Over the weekend, the House passed a continuing resolution that would keep the government funded through mid-December but would delay the implementation of the Affordable Care Act and repeal the medical devices tax within the law which helps fund it. Speaker of the House John Boehner (R-OH), in a joint statement with other House Republican leaders, on Saturday said, “We will do our job and sent this bill over, and then it’s up to the Senate to pass it and stop a government shutdown.” Senate Democrats expressed weariness and frustration at the House-passed bill. “The House position, which is basically the same one that they sent us the last time, is going to be rejected again,” Senate Majority Whip Dick Durbin (D-IL) said in a Sunday interview. Senate Majority Leader Harry Reid (D-NV) also made clear the Senate would reject any attempt by House Republicans to defund the ACA, saying, “To be absolutely clear, the Senate will reject both the one-year delay of the Affordable Care Act and the repeal of the medical device tax.” He put the onus on House Republicans, saying they “must decide whether to pass the Senate’s clean CR, or force a Republican government shutdown.” Senator Tom Harkin was more blunt, saying on Friday in reference to the proposals contained in the House CR, “That’s bullshit.”

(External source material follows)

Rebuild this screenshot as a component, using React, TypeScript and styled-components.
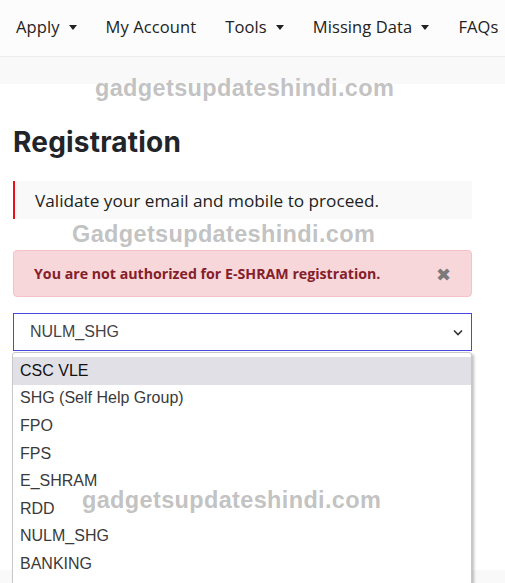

With the Senate poised to reject the House proposal today, a government shutdown beginning at midnight Monday becomes increasingly likely. The shutdown would affect an estimated 800,000 federal employees. Those employees who are designated “essential” would still report to work, but non-essential workers would be furloughed through the shutdown. Many agencies have already notified their employees of the process within the agency if a shutdown happens. Treasury Secretary Jack Lew has said that the “extraordinary measures” available to the Treasury to continue to pay debt absent borrowing additional money will be exhausted by October 17. At that point, the United States will start defaulting on its loans.